Rosto de mulher branca de cabelos cacheados escuros e longos
Aline Cristina Gimenes Monti – FFCLRP/Arquivo Pessoal

Complementando essa análise, Aline acrescenta que o combate ao racismo estrutural nas escolas deve ser feito por meio de ações diárias, que promovam diálogos sobre questões raciais. “Intervenções, seja por meio de leituras ou no momento de uma manifestação racista, são fundamentais. Esse é um trabalho coletivo e todos na sociedade têm essa responsabilidade”, reforça. Ela cita a educadora Petronilha Gonçalves, que questiona: “Que tipo de sociedade queremos?”, lembrando que o combate ao racismo é urgente e não pode ser adiado.

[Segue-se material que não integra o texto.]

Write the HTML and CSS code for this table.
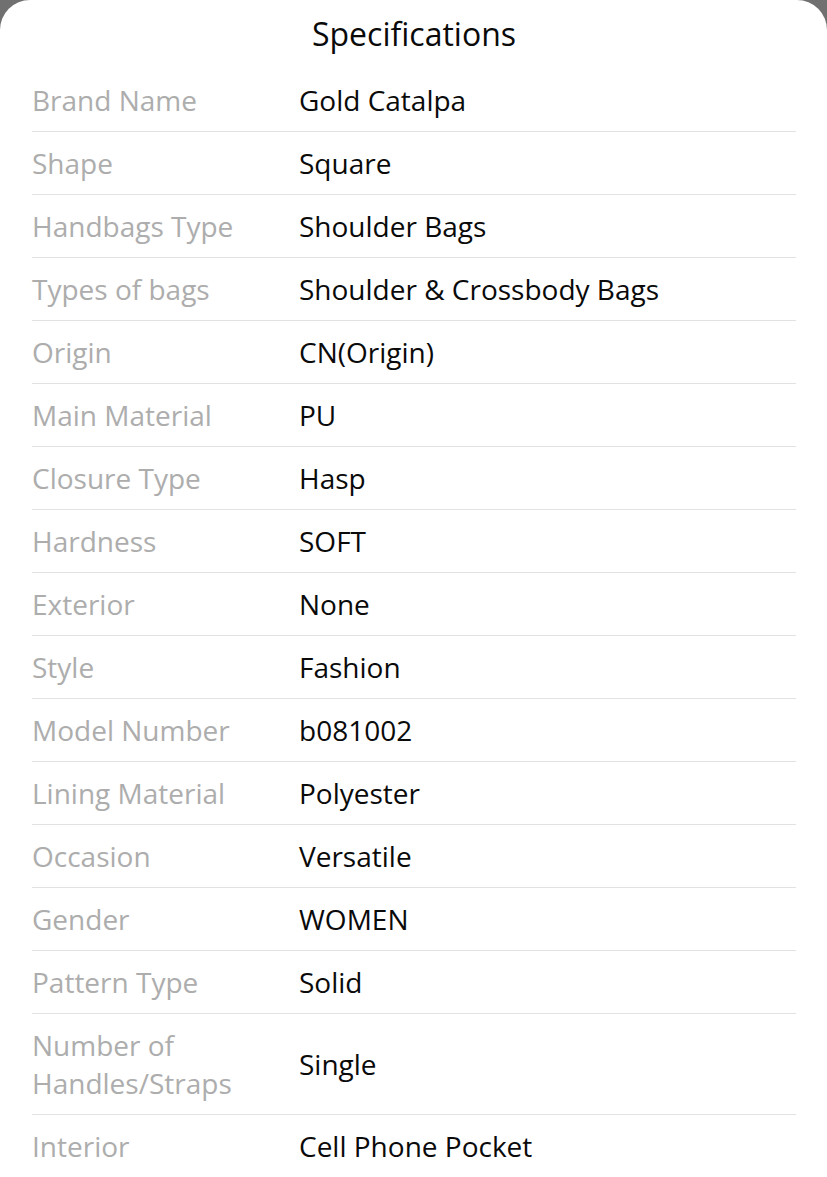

Por fim, Aline critica as metodologias escolares atuais e sugere caminhos para superar o racismo estrutural. “Precisamos avançar em ações diárias, na formação continuada de docentes e na adoção de um currículo decolonial, para romper com a visão eurocêntrica predominante nos sistemas de ensino, promovendo uma perspectiva mais inclusiva e diversa sobre o conhecimento, que leve em consideração as diretrizes da educação para as relações étnico-raciais. Apenas assim conseguiremos transformar essa estrutura”, conclui.